Сара с самого начала отличалась от них. Не только тем, что была гораздо молчаливее Бренды и Мэри. Она начала тяжелую работу по уходу за мной с того, что откровенно сказала: я был замечательным физиком. (Правда, я таким и остаюсь, но это теперь далеко не так очевидно.) Это, разумеется, мне польстило, и прежде всего потому, что ее предшественницам было на меня по большому счету наплевать. Вдобавок Сара — очень симпатичная девушка, у нее приятная улыбка, а ее тугие, возбуждающие формы особенно хороши в обтягивающем медицинском халате. Может показаться, что эти ее достоинства бесполезны в моем случае, но человеку тяжело отринуть некоторые привычки. И желания.

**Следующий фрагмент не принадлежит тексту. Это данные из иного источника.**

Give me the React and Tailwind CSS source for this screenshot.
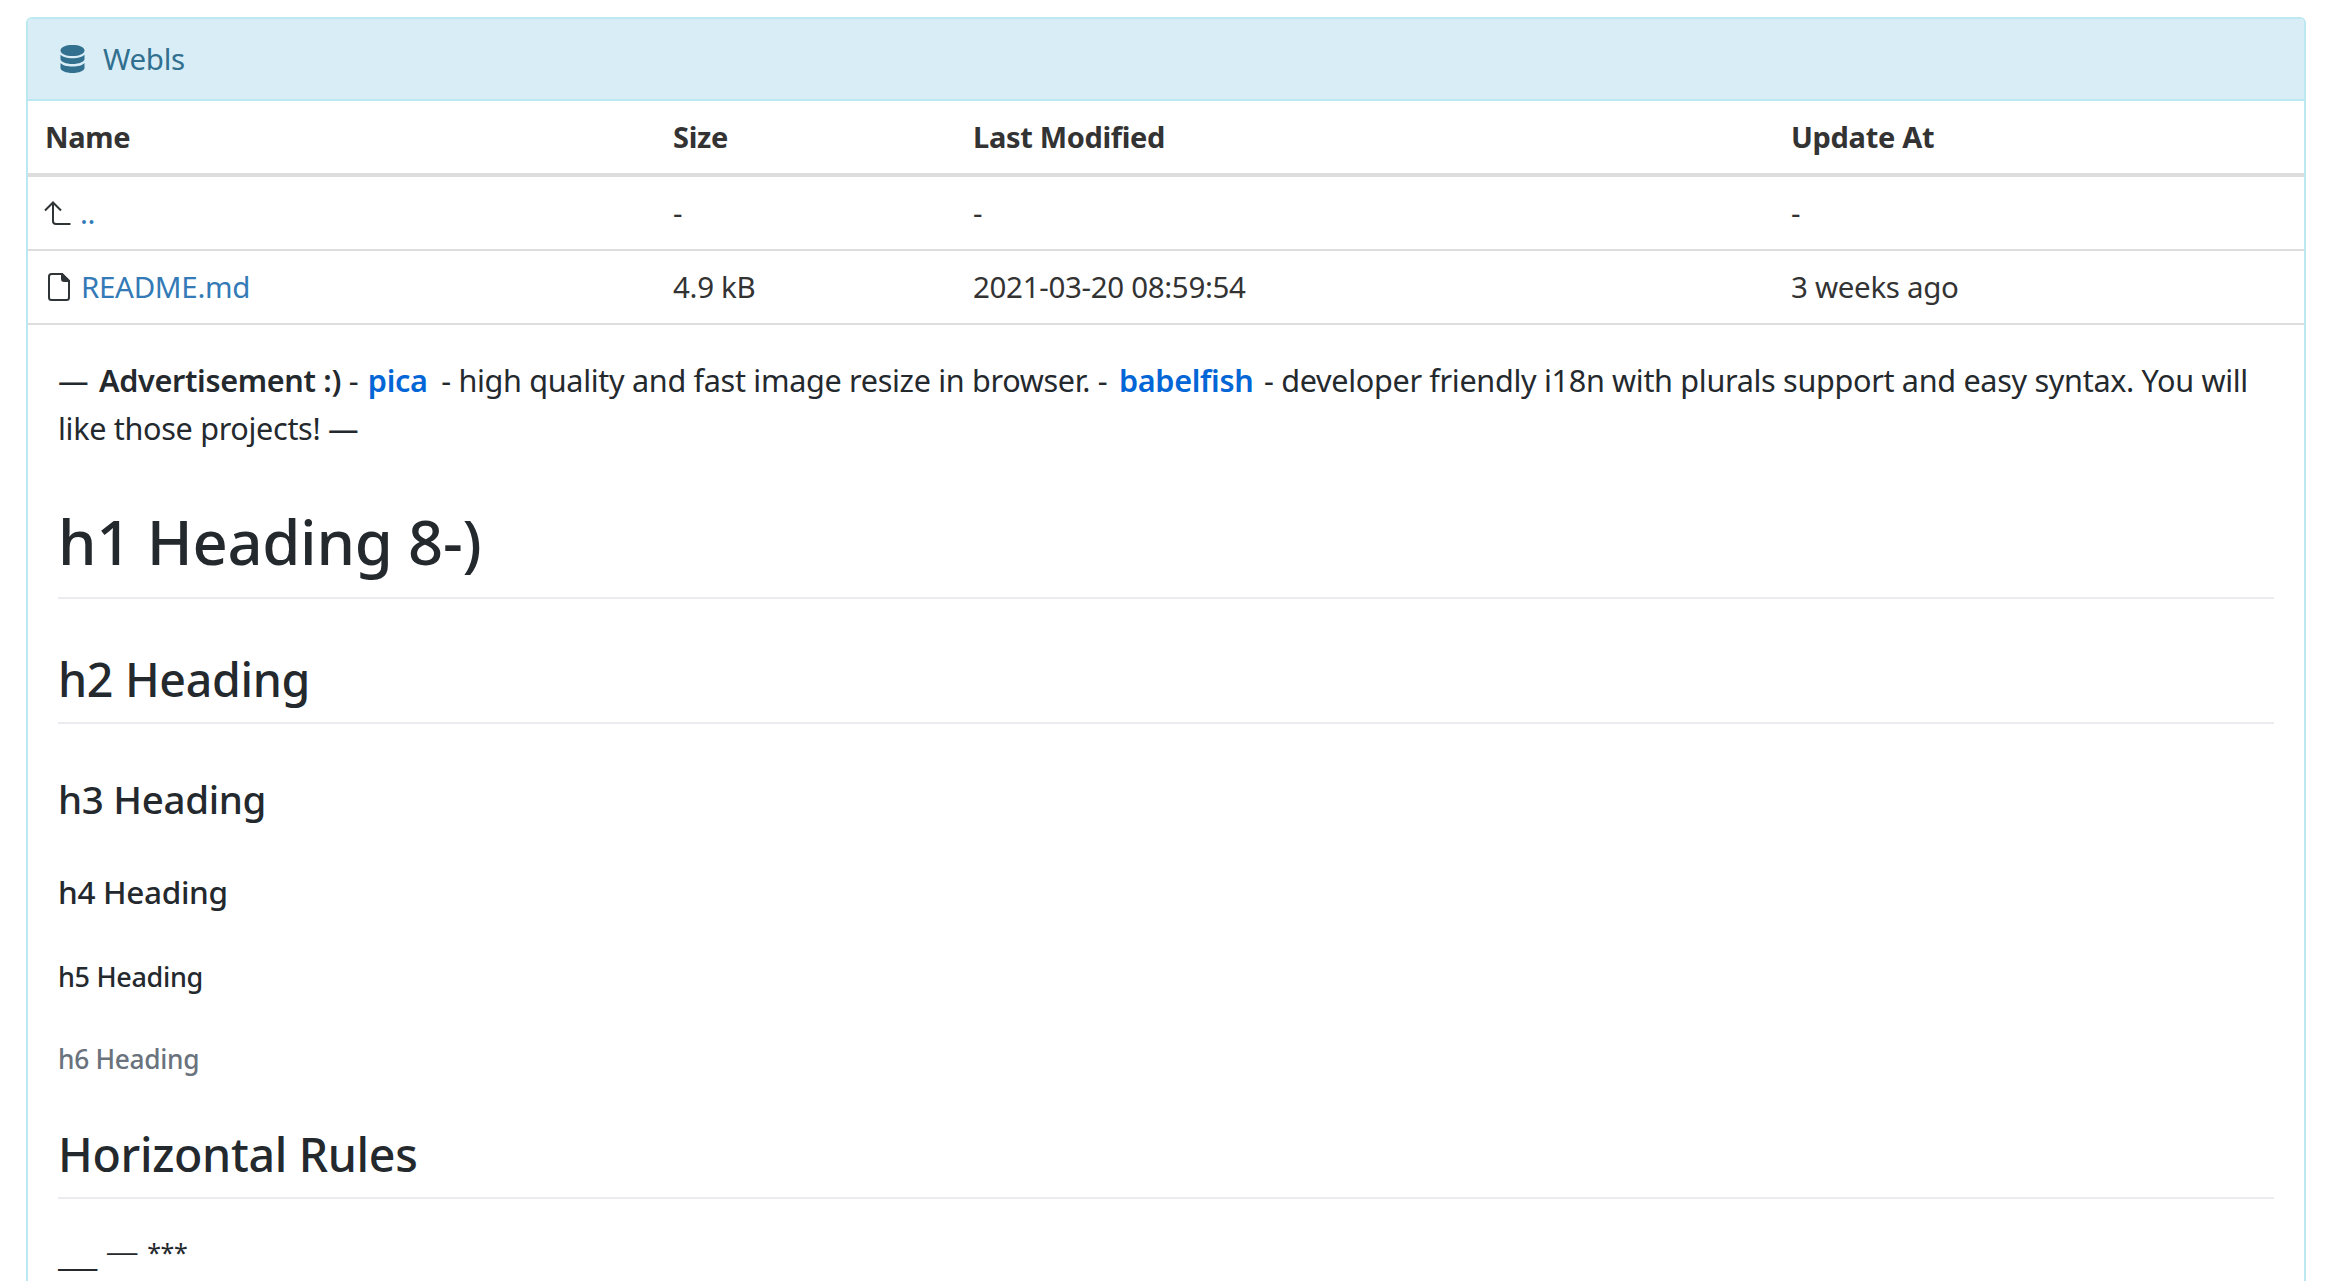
const F = { fontFamily: '"Noto Sans", sans-serif' };

function Db() {
  return (
    <svg width="25" height="28" viewBox="0 0 25 28" fill="#31708f">
      <path d="M12.500 0C19 0 24.500 2 24.500 5.500S19 11 12.500 11 .5 9 .5 5.500 6 0 12.500 0Z" />
      <path d="M.5 9.500C2.500 12 7 13.200 12.500 13.200S22.500 12 24.500 9.500V14c0 2.800-5.500 5-12 5S.5 16.800.5 14Z" />
      <path d="M.5 18C2.500 20.500 7 21.500 12.500 21.500S22.500 20.500 24.500 18v5c0 2.800-5.500 5-12 5S.5 25.800.5 23Z" />
    </svg>
  );
}
function Up() {
  return (
    <svg width="27" height="24" viewBox="0 0 27 24" fill="none" stroke="#2f3437" strokeWidth="2">
      <path d="M1 9.500 9 1.500 17 9.500" />
      <path d="M9 2V20Q9 23 12 23H26.500" />
    </svg>
  );
}
function FileIco() {
  return (
    <svg width="22" height="28" viewBox="0 0 22 28" fill="none" stroke="#2f3437" strokeWidth="2">
      <path d="M3.500 1H14L21 8V24.500Q21 27 18.500 27H3.500Q1 27 1 24.500V3.500Q1 1 3.500 1Z" />
      <path d="M14 1 21 8H16Q14 8 14 6Z" fill="#2f3437" />
    </svg>
  );
}
const colClass = "grid grid-cols-[628px_300px_818px_1fr]";
function Row({ cells, className }) {
  return (
    <div className={`${colClass} ${className}`}>
      {cells.map((c, i) => (
        <div key={i} className="pl-[17px] flex items-center">{c}</div>
      ))}
    </div>
  );
}

export default function App() {
  return (
    <div className="bg-white pt-[17px] px-[26px] h-[1281px] overflow-hidden text-[#333] tracking-[-0.02em]" style={F}>
      <div className="border-2 border-[#bce8f1] rounded-t-[6px] h-[1400px] w-[2280px]">
        <div className="h-[80px] bg-[#d9edf7] text-[#31708f] flex items-center pl-[32px] gap-[18px] text-[29.500px] border-b-2 border-[#bce8f1] box-content rounded-t-[4px]">
          <Db />
          <span>Webls</span>
        </div>
        <Row className="h-[72px] border-b-[4px] border-[#ddd] box-content text-[29px] font-bold" cells={["Name", "Size", "Last Modified", "Update At"]} />
        <Row
          className="h-[72px] border-b-2 border-[#ddd] box-content text-[29.500px]"
          cells={[
            <span className="flex items-center"><span className="w-[36px] -ml-px flex"><Up /></span><span className="text-[#337ab7]">..</span></span>,
            "-", "-", "-",
          ]}
        />
        <Row
          className="h-[72px] border-b-2 border-[#ddd] box-content text-[29.500px]"
          cells={[
            <span className="flex items-center"><span className="w-[33px] ml-[3px] flex"><FileIco /></span><span className="text-[#337ab7]">README.md</span></span>,
            "4.9 kB", "2021-03-20 08:59:54", "3 weeks ago",
          ]}
        />
        <div className="pl-[30px] pr-[30px] text-[#24292e]">
          <p className="text-[30.600px] leading-[48px] mt-[31px]">
            — <strong className="font-semibold ml-[3px]">Advertisement :)</strong> - <a className="text-[#0366d6] font-semibold ml-[2px]">pica</a> <span className="ml-[6px]">- high quality and fast image resize in browser. - </span><a className="text-[#0366d6] font-semibold ml-[4px]">babelfish</a> <span className="ml-[3px]">- developer friendly i18n with plurals support and easy syntax. You will like those projects! —</span>
          </p>
          <h1 className="text-[61.500px] font-medium leading-[72px] mt-[53px] pb-[20px] border-b-2 border-[#eaecef]">h1 Heading 8-)</h1>
          <h2 className="text-[46.500px] font-medium leading-[60px] mt-[50px] pb-[13px] border-b-2 border-[#eaecef]">h2 Heading</h2>
          <h3 className="text-[38.500px] font-medium leading-[48px] mt-[51px]">h3 Heading</h3>
          <h4 className="text-[31.500px] font-medium leading-[38px] mt-[50px]">h4 Heading</h4>
          <h5 className="text-[27px] font-medium leading-[32px] mt-[50px]">h5 Heading</h5>
          <h6 className="text-[26.300px] font-medium leading-[32px] mt-[50px] text-[#6a737d]">h6 Heading</h6>
          <h2 className="text-[46.500px] font-medium leading-[60px] mt-[49px] pb-[13px] border-b-2 border-[#eaecef]">Horizontal Rules</h2>
          <p className="text-[30px] leading-[48px] mt-[28px]">
            <span className="align-[-4px] leading-[0px]">___</span>
            <span className="ml-[10px] text-[24.500px] font-semibold align-[11px] leading-[0px]">___</span>
            <span className="ml-[10px] text-[25px] leading-[0px]">***</span>
          </p>
        </div>
      </div>
    </div>
  );
}
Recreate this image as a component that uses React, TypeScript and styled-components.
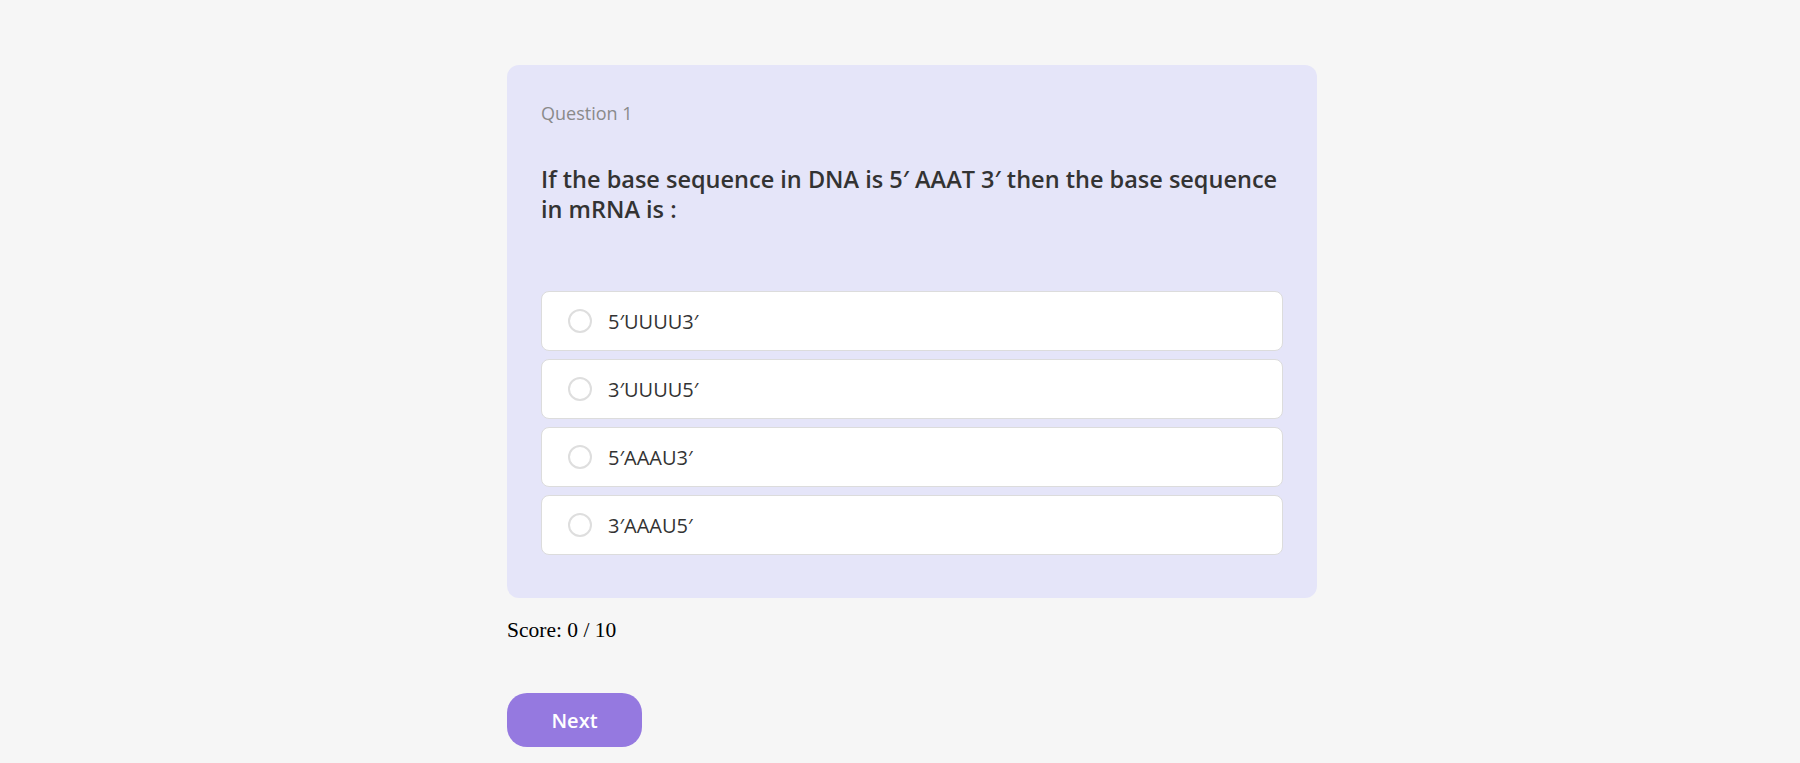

Вначале я думал, что Сара внесет изменения в то, каким образом сиделки в ночную смену поступали со мной. В основном они старались как можно быстрее создать видимость, что я сплю, чтобы и самим тайком отдохнуть. Наутро, бровью не поведя, они врали, что целую ночь бодрствовали возле меня, нагло глядя при этом мне в глаза, будто я мог подтвердить или опровергнуть их слова. Но даже будь я в состоянии, я бы не смог уличать их в обмане. На самом деле меня устраивало, что сиделки спят. Я мог спокойно сосредоточиться на размышлениях, избавленный от их постоянной возни или преувеличенной заботы обо мне, — кроме тех случаев, когда они храпели, что порой случалось. Нет ничего губительнее для музыки сфер, зарождавшейся в моей голове, чем протяжный женский храп.